November 12, 2013 by · Leave a Comment 

About 20 directors attending the Stockholm Film Festival gathered at the Iranian embassy in the Swedish capital today to protest against the censorship of Iranian filmmaker Mohammad Rasoulof. The protest was initiated after the festival learned that Iranian authorities had confiscated Rasoulof’s passport and barred him from attending the festival, where his latest film, Manuscripts Don’t Burn, is scheduled to be screened. In 2010, Rasoulof and fellow director Jafar Panahi were sentenced to six years in prison, prohibited from making films for 20 years, and barred from talking to foreign reporters after they were convicted of making “propaganda against the Islamic Republic.” Both men have remained under house arrest and both have managed to make films and spirit them out of the country. The election of the moderate cleric Hassan Rouhani to the presidency of the country had raised hopes that the sentences of the two filmmakers would be overturned, but the latest development appears to dash such hopes.
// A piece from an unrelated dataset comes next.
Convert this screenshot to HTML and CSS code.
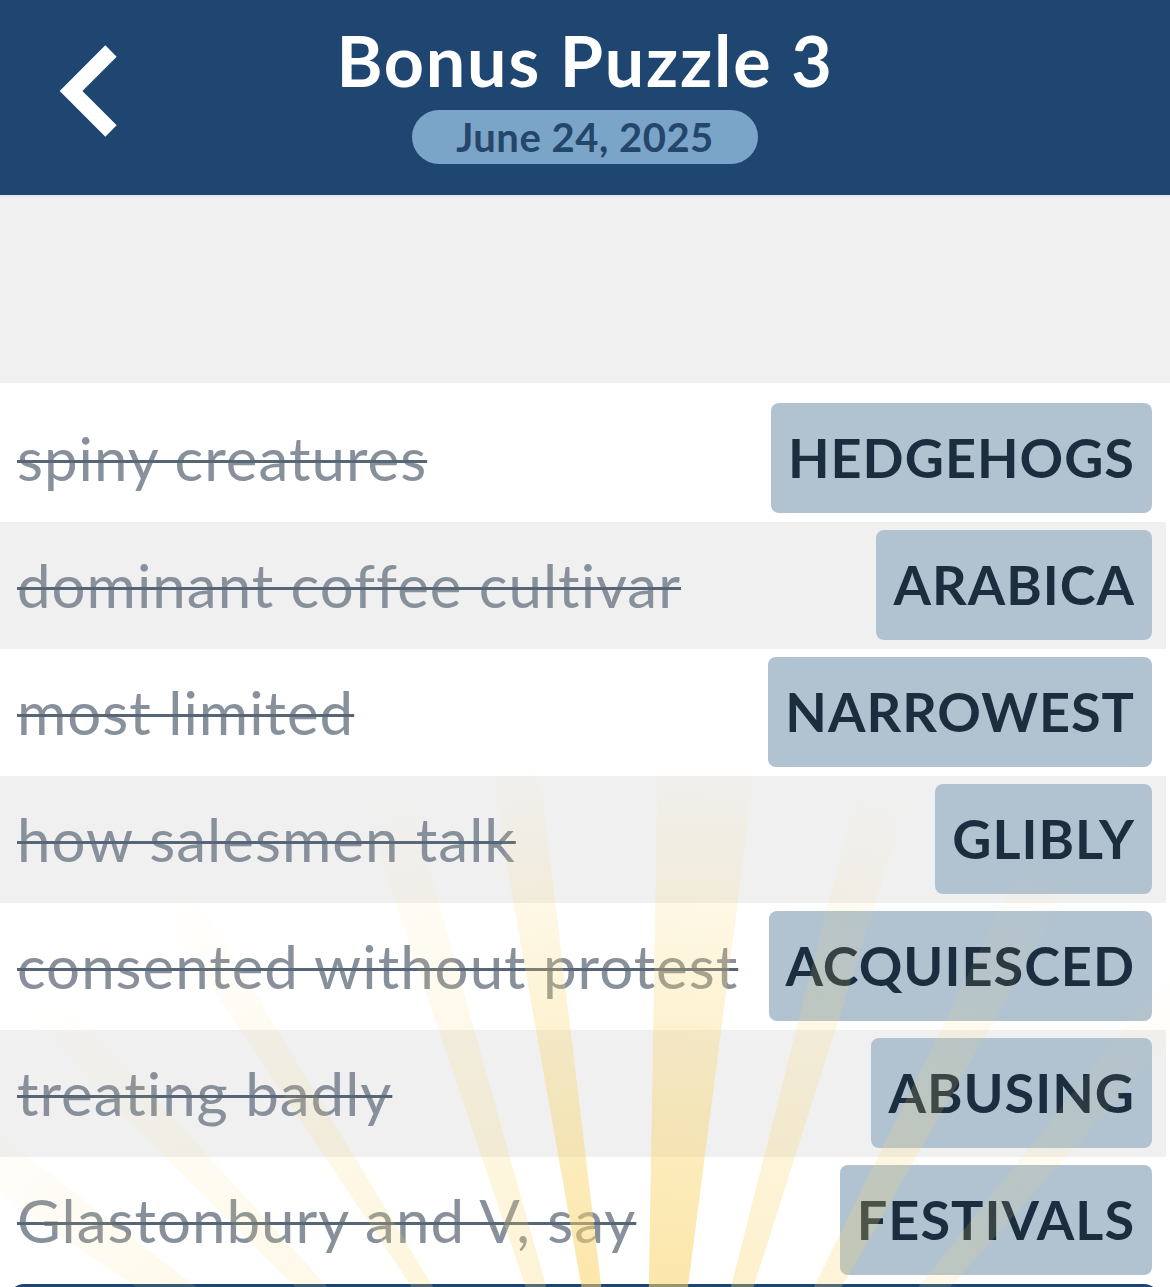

The Associated Press reported that during their protest in Stockholm, the directors, who included Sean Gullette of the U.S. and Sweden’s Tarik Saleh, stood blindfolded, a reference to a scene in Rasoulof’s film. AP quoted Kristian Petri, chairman of the festival jury, as saying that the directors wanted to “show that it is unacceptable to prevent filmmakers, artists and journalists from performing their work.”